Here’s an example playbook using my debian_utils role and passing in a set of users to create:

---
- hosts: runners
  roles:
    - role: debian_utils
      vars:
        users_list:
            - tyler
            - generic_admin

Given an inventory with hosts in a group called “runners” this playbook will run the tasks defined in debian_utils/tasks/main.yml on each machine, adding users “tyler” and “generic_admin”.

Similarly, you can set up a fresh Debian 10 image from start to a GitLab runner capable of building KVM Conjurer by using a playbook like this:

---
- hosts: runners
  roles:
    - debian_utils
    - conjurer_build
    - gitlab_runner

All hosts in the group “runners” will have these roles applied in order with default settings.

What next?

Currently these roles do not provide any handlers.

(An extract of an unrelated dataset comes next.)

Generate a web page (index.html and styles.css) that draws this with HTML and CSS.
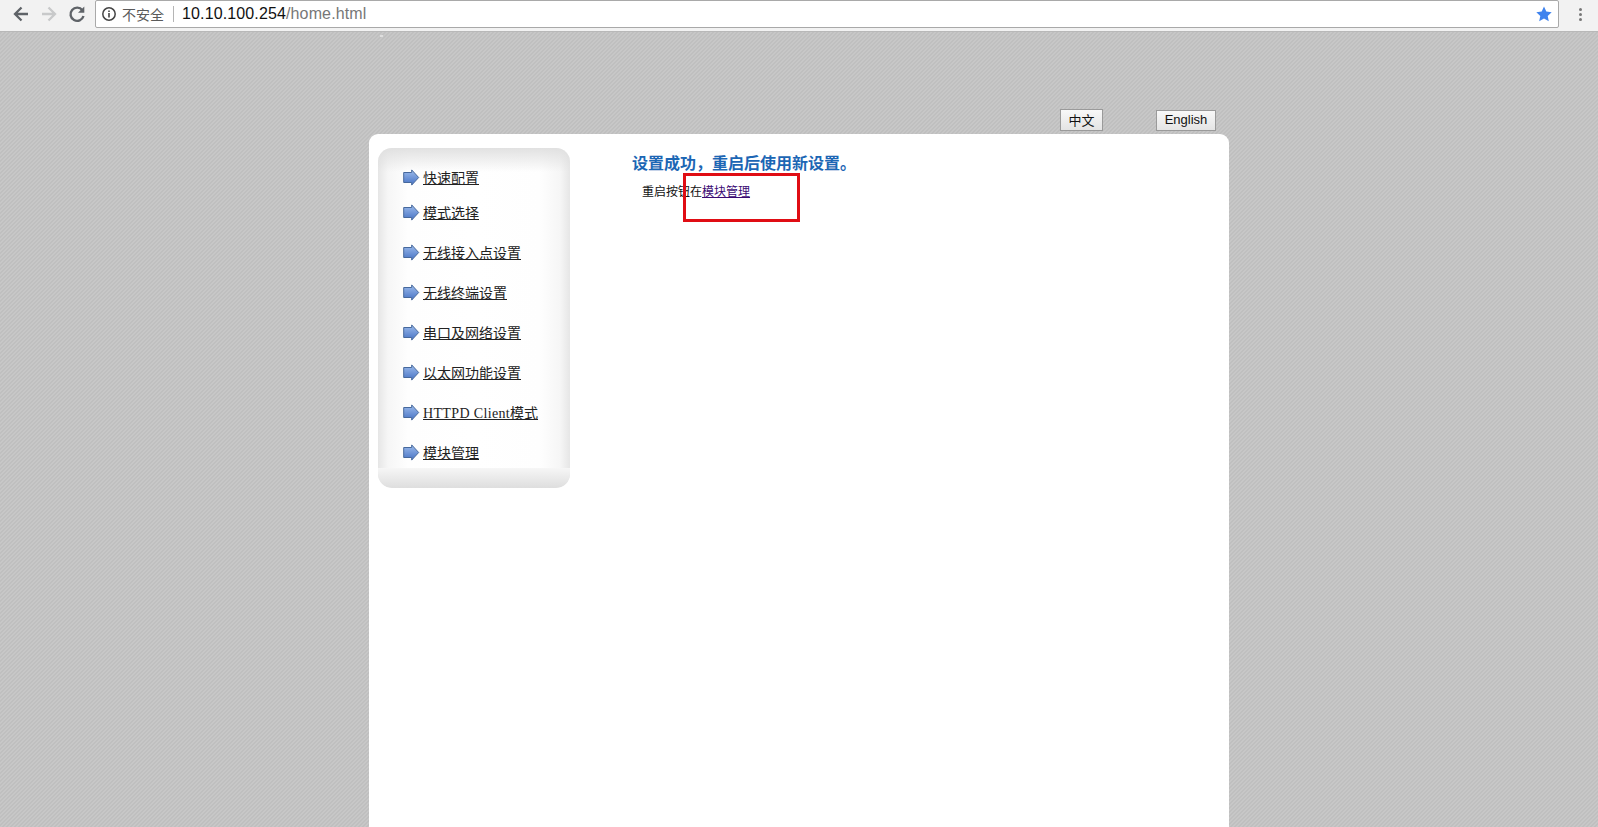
FILE: index.html
```html
<!DOCTYPE html>
<html lang="zh">
<head>
<meta charset="utf-8">
<title>home</title>
<link rel="stylesheet" href="styles.css">
</head>
<body>
<header class="toolbar">
  <svg class="nav-icon" width="20" height="20" viewBox="0 0 20 20"><path d="M17 10H4.5M10.5 3.5 4 10l6.5 6.5" fill="none" stroke="#5f6368" stroke-width="2.3"/></svg>
  <svg class="nav-icon" width="20" height="20" viewBox="0 0 20 20"><path d="M3 10h12.5M9.5 3.5 16 10l-6.5 6.5" fill="none" stroke="#c8c9ca" stroke-width="2.3"/></svg>
  <svg class="nav-icon" width="20" height="20" viewBox="0 0 20 20"><path d="M15.4 6.2A6.6 6.6 0 1 0 16.5 12" fill="none" stroke="#5f6368" stroke-width="2.4"/><path d="M17.3 2.5v6.3H11z" fill="#5f6368"/></svg>
  <div class="omnibox">
    <svg class="info" width="16" height="16" viewBox="0 0 16 16"><circle cx="8" cy="8" r="6.2" fill="none" stroke="#444" stroke-width="1.5"/><path d="M8 7v4.4M8 4.4v1.5" stroke="#444" stroke-width="1.6"/></svg>
    <span class="insecure">不安全</span>
    <span class="sep"></span>
    <span class="url">10.10.100.254<span class="url-path">/home.html</span></span>
    <svg class="star" width="16" height="16" viewBox="0 0 16 16"><path d="M8 .6l2.3 5 5.4.6-4 3.7 1.1 5.4L8 12.5l-4.8 2.8 1.1-5.4-4-3.7 5.4-.6z" fill="#3f83ee"/></svg>
  </div>
  <div class="kebab"><i></i><i></i><i></i></div>
</header>
<main class="stage">
  <div class="speck"></div>
  <div class="langs">
    <button class="lang lang-zh">中文</button>
    <button class="lang lang-en">English</button>
  </div>
  <div class="card">
    <nav class="side">
      <ul class="menu">
        <li class="item item-first"><svg class="arrow" width="17" height="17" viewBox="0 0 17 17"><use href="#arr"/></svg><a href="#">快速配置</a></li>
        <li class="item item-second"><svg class="arrow" width="17" height="17" viewBox="0 0 17 17"><use href="#arr"/></svg><a href="#">模式选择</a></li>
        <li class="item"><svg class="arrow" width="17" height="17" viewBox="0 0 17 17"><use href="#arr"/></svg><a href="#">无线接入点设置</a></li>
        <li class="item"><svg class="arrow" width="17" height="17" viewBox="0 0 17 17"><use href="#arr"/></svg><a href="#">无线终端设置</a></li>
        <li class="item"><svg class="arrow" width="17" height="17" viewBox="0 0 17 17"><use href="#arr"/></svg><a href="#">串口及网络设置</a></li>
        <li class="item"><svg class="arrow" width="17" height="17" viewBox="0 0 17 17"><use href="#arr"/></svg><a href="#">以太网功能设置</a></li>
        <li class="item"><svg class="arrow" width="17" height="17" viewBox="0 0 17 17"><use href="#arr"/></svg><a href="#"><span class="latin">HTTPD Client</span>模式</a></li>
        <li class="item"><svg class="arrow" width="17" height="17" viewBox="0 0 17 17"><use href="#arr"/></svg><a href="#">模块管理</a></li>
      </ul>
      <div class="side-foot"></div>
    </nav>
    <section class="content">
      <h2 class="title">设置成功，重启后使用新设置。</h2>
      <p class="note">重启按钮在<a class="visited" href="#">模块管理</a></p>
    </section>
  </div>
  <div class="redbox"></div>
</main>
<svg class="defs" width="0" height="0"><defs><linearGradient id="g" x1="0" y1="0" x2="0" y2="1"><stop offset="0" stop-color="#9dbcec"/><stop offset="1" stop-color="#4672c4"/></linearGradient><path id="arr" d="M.7 3.5h8V.9l7 7.6-7 7.6v-2.6h-8z" fill="url(#g)" stroke="#46689c"/></defs></svg>
</body>
</html>
```
FILE: styles.css
```css
* { box-sizing: border-box; }
html, body { margin: 0; height: 100%; overflow: hidden; }
body {
  font-family: "Liberation Serif", "Noto Sans CJK SC", serif;
  background-color: #c3c3c3;
  background-image: linear-gradient(135deg, #bfbfbf 25%, #c7c7c7 25% 50%, #bfbfbf 50% 75%, #c7c7c7 75%);
  background-size: 4px 4px;
}
.toolbar {
  height: 32px;
  background: #f2f2f2;
  border-bottom: 1px solid #b8b8b8;
  display: flex;
  align-items: flex-start;
  padding: 4px 0 0 11px;
  gap: 3px;
}
.nav-icon { flex: none; margin-right: 5px; }
.omnibox {
  width: 1464px;
  height: 28px;
  margin: -4px 0 0 0;
  background: #fff;
  border: 1px solid #a9a9a9;
  border-radius: 2px;
  display: flex;
  align-items: center;
  padding: 0 6px 0 5px;
  font-family: "Liberation Sans", "Noto Sans CJK SC", sans-serif;
}
.info { flex: none; }
.insecure { font-size: 14px; color: #5a5a5a; margin-left: 5px; }
.sep { width: 1px; height: 16px; background: #b5b5b5; margin: 0 8px 0 9px; }
.url { font-size: 16px; letter-spacing: .13px; color: #111; flex: 1; }
.url-path { color: #777; }
.star { flex: none; }
.kebab { display: flex; flex-direction: column; gap: 2px; margin: 4px 0 0 17px; }
.kebab i { display: block; width: 3px; height: 3px; border-radius: 50%; background: #777; }
.stage { position: relative; width: 860px; margin-left: 369px; }
.speck { position: absolute; left: 11px; top: 3px; width: 3px; height: 2px; background: #dedede; }
.langs { height: 102px; display: flex; align-items: flex-end; padding-bottom: 3px; }
.lang {
  font-family: "Liberation Sans", "Noto Sans CJK SC", sans-serif;
  font-size: 13px;
  color: #111;
  padding: 0 0 2px;
  height: 21px;
  border: 1px solid #9a9a9a;
  background: linear-gradient(#f8f8f8, #e4e4e4);
}
.lang-zh { width: 43px; height: 22px; margin-left: 691px; }
.lang-en { width: 60px; margin-left: 53px; }
.card {
  height: 693px;
  background: #fff;
  border-radius: 9px 9px 0 0;
  display: flex;
  align-items: flex-start;
  padding: 14px 0 0 9px;
}
.side {
  width: 192px;
  flex: none;
  border-radius: 14px;
  overflow: hidden;
  background: linear-gradient(90deg, #e6e6e6 0, #f6f6f6 10px, #fefefe 30px, #fff 50%, #fefefe calc(100% - 30px), #f6f6f6 calc(100% - 10px), #e6e6e6 100%);
  position: relative;
}
.side::before {
  content: "";
  position: absolute;
  inset: 0 0 auto 0;
  height: 24px;
  background: linear-gradient(rgba(222,222,222,.9), rgba(255,255,255,0));
}
.menu { list-style: none; margin: 0; padding: 0; position: relative; height: 303px; }
.item { display: flex; align-items: center; height: 24px; margin-top: 16px; padding-left: 25px; font-size: 14px; }
.item-first { margin-top: 17px; }
.item-second { margin-top: 11px; }
.arrow { flex: none; margin: 0 3px 0 0; }
.item a { color: #222; }
.latin { letter-spacing: .35px; }
.side-foot { height: 20px; background: linear-gradient(#f6f6f6, #dedede); border-radius: 0 0 14px 14px; }
.content { padding: 4px 0 0 62px; }
.title { margin: 0; font-size: 16px; line-height: 24px; font-weight: 700; color: #1c66b4; font-family: "Liberation Sans", "Noto Sans CJK SC", sans-serif; }
.note { margin: 8px 0 0 10px; font-size: 12px; line-height: 16px; color: #111; font-family: "Liberation Sans", "Noto Sans CJK SC", sans-serif; }
.visited { color: #3b0a73; }
.redbox { position: absolute; left: 314px; top: 141px; width: 117px; height: 49px; border: 3px solid #e00d14; }
.defs { position: absolute; }
```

It would be useful to me to have basic CRUD handlers for runners available. I typically only need one runner when I’m actively working. I might want to temporarily deprovision all runners to free resources on my hypervisor hosts for another lab project. Handlers could facilitate that.

I’d also like an Ansible role that allows me to deploy a fresh Debian or other Linux machine from a cloud image and cloud-init configuration. That would give me greater flexibility in automated deployment of runners.

Finally I’d like to have the flexibility to deploy runners on a Linux distribution other than Debian. In particular I’m investigating Fedora and openSUSE for this purpose.